The method is simple and practical: no multiple templates or augmented views are required; single-step, single-template adaptation supports real-time deployment.
t-SNE visualizations clearly demonstrate how BATCLIP forms tighter class clusters and achieves better vision-text alignment.

Limitations & Future Work¶

Gains on domain generalization benchmarks such as OfficeHome and PACS are limited, possibly because single-step adaptation is insufficient to handle large style shifts.
Pseudo-label quality depends on batch size and corruption severity, and may degrade under extreme conditions.
Adaptive learning rate schedules or more sophisticated prototype update strategies remain unexplored.
Catastrophic forgetting is avoided via inter-task parameter resets rather than being fundamentally addressed.
Validation is primarily conducted with ViT-B/16; the effectiveness on other visual backbones remains limited.

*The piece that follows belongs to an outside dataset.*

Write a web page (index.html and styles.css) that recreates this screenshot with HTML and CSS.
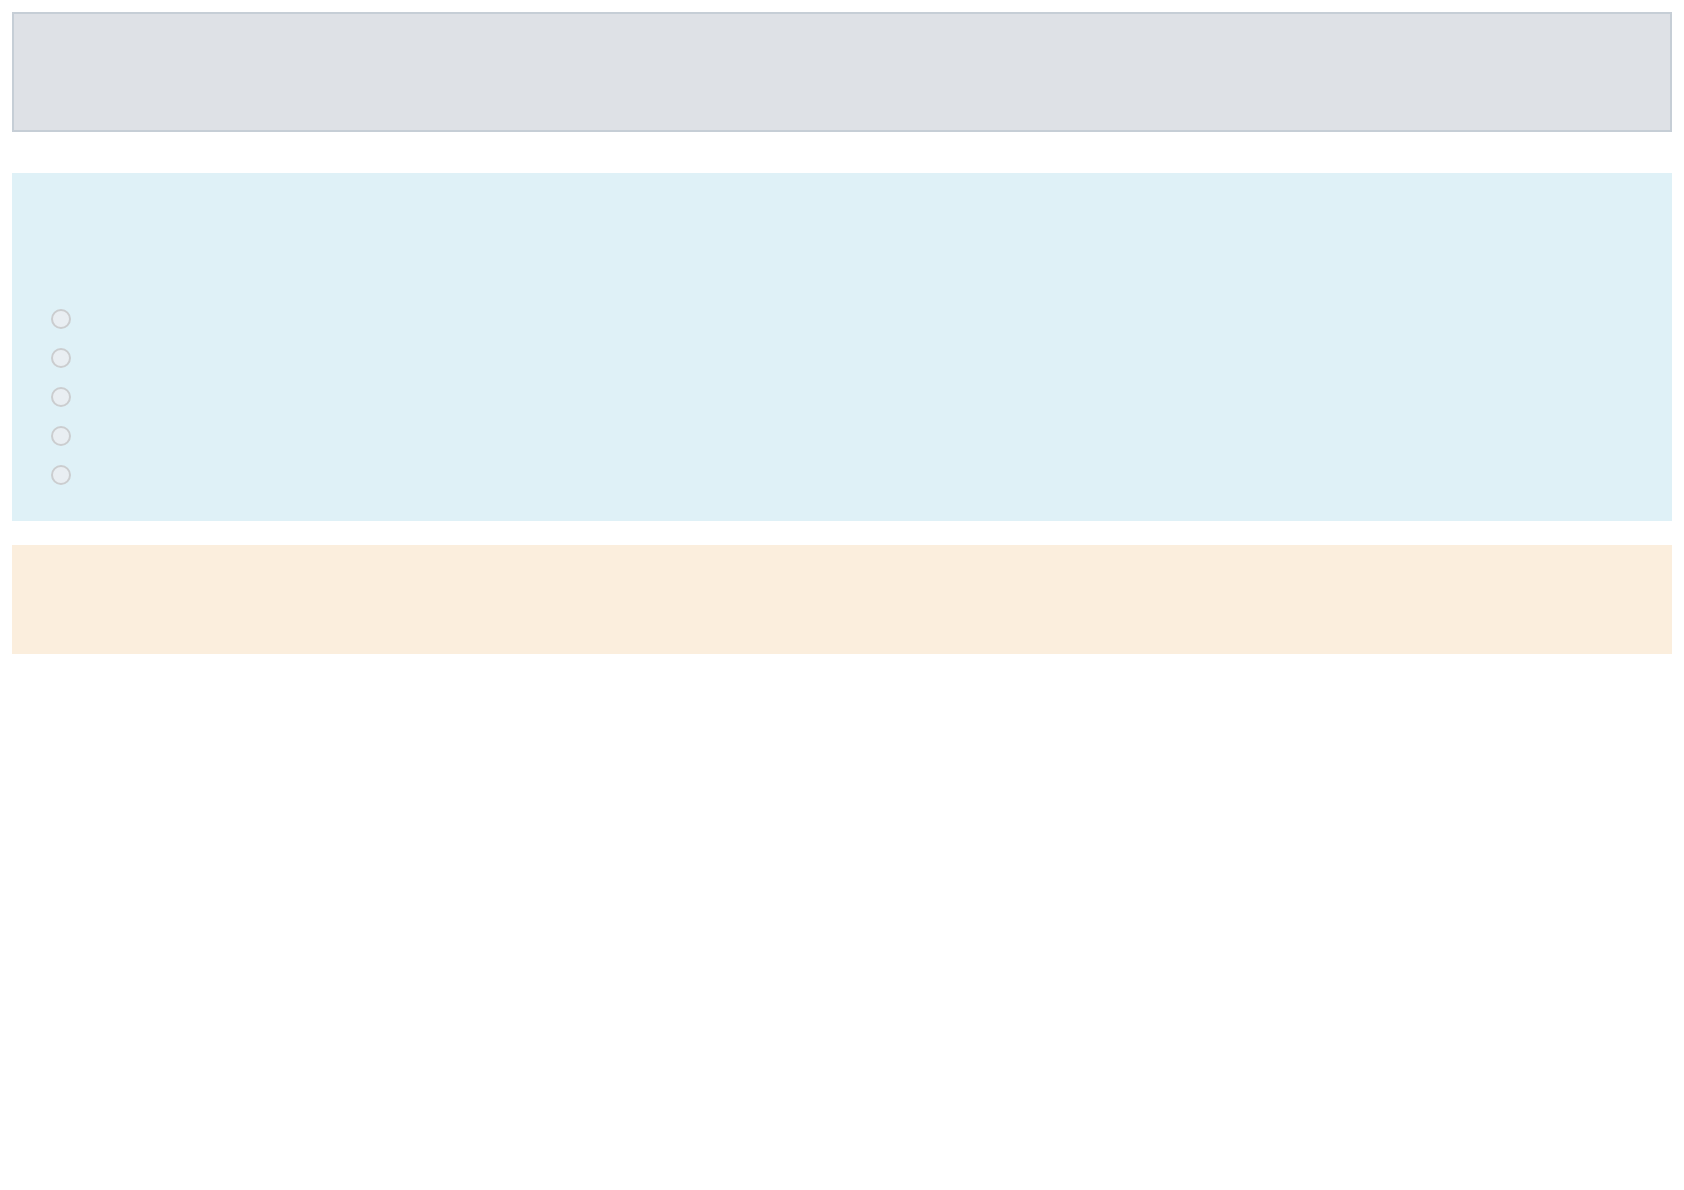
FILE: index.html
```html
<!DOCTYPE html>
<html lang="en">
<head>
    <meta charset="UTF-8">
    <meta name="viewport" content="width=device-width, initial-scale=1.0">
    <title>Survey</title>
    <link rel="stylesheet" href="styles.css">
</head>
<body>
    <div class="page">
        <div class="header"></div>

        <div class="question">
            <div class="question-text"></div>
            <div class="options">
                <label class="option"><input type="radio" name="q1" value="1"><span></span></label>
                <label class="option"><input type="radio" name="q1" value="2"><span></span></label>
                <label class="option"><input type="radio" name="q1" value="3"><span></span></label>
                <label class="option"><input type="radio" name="q1" value="4"><span></span></label>
                <label class="option"><input type="radio" name="q1" value="5"><span></span></label>
            </div>
        </div>

        <div class="notice"></div>
    </div>
</body>
</html>
```

FILE: styles.css
```css
body {
    font-family: "Liberation Sans", Arial, sans-serif;
    margin: 0;
    background-color: #fff;
}

.page {
    display: flex;
    flex-direction: column;
    padding: 12px;
}

.header {
    height: 116px;
    background-color: #dee1e6;
    border: 2px solid #c6ced6;
}

.question {
    margin-top: 41px;
    height: 348px;
    background-color: #dff1f7;
    padding: 136px 0 0 39px;
    box-sizing: border-box;
}

.options {
    display: flex;
    flex-direction: column;
    gap: 19px;
}

.option {
    display: flex;
    align-items: center;
    height: 20px;
}

.option input {
    appearance: none;
    -webkit-appearance: none;
    width: 20px;
    height: 20px;
    margin: 0;
    border: 2px solid #cbcdcf;
    border-radius: 50%;
    background-color: #e9eef2;
    box-sizing: border-box;
}

.notice {
    margin-top: 24px;
    height: 109px;
    background-color: #fbeedd;
}
```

vs TPT: TPT performs unimodal adaptation (text prompt optimization only) and requires multiple forward passes per image, making it slow and oblivious to visual encoder adaptation.
vs VTE: VTE employs multi-template ensemble without updating model parameters, resulting in insufficient adaptability under severe corruptions.
vs WATT: WATT relies on multi-template, multi-step adaptation, which is unsuitable for online TTA and incurs more than 10× the computational cost.
vs TENT: TENT updates only batch normalization layers without considering vision-text alignment; directly applying it to CLIP yields limited benefit.
vs SAR: SAR performs well by filtering noisy samples in gradient space but remains a unimodal method.

Rating¶

Novelty: ⭐⭐⭐⭐ The bimodal adaptation idea is well-motivated and effective; the combination of projection matching and inter-class separability is clearly designed.
Experimental Thoroughness: ⭐⭐⭐⭐⭐ Three major benchmarks plus domain generalization datasets, detailed ablations, and efficiency analysis.
Writing Quality: ⭐⭐⭐⭐ Thorough analysis with systematic preliminary studies preceding the method proposal; logically coherent.
Value: ⭐⭐⭐⭐ High practical utility; the method is simple, efficient, and suitable for real-world deployment scenarios.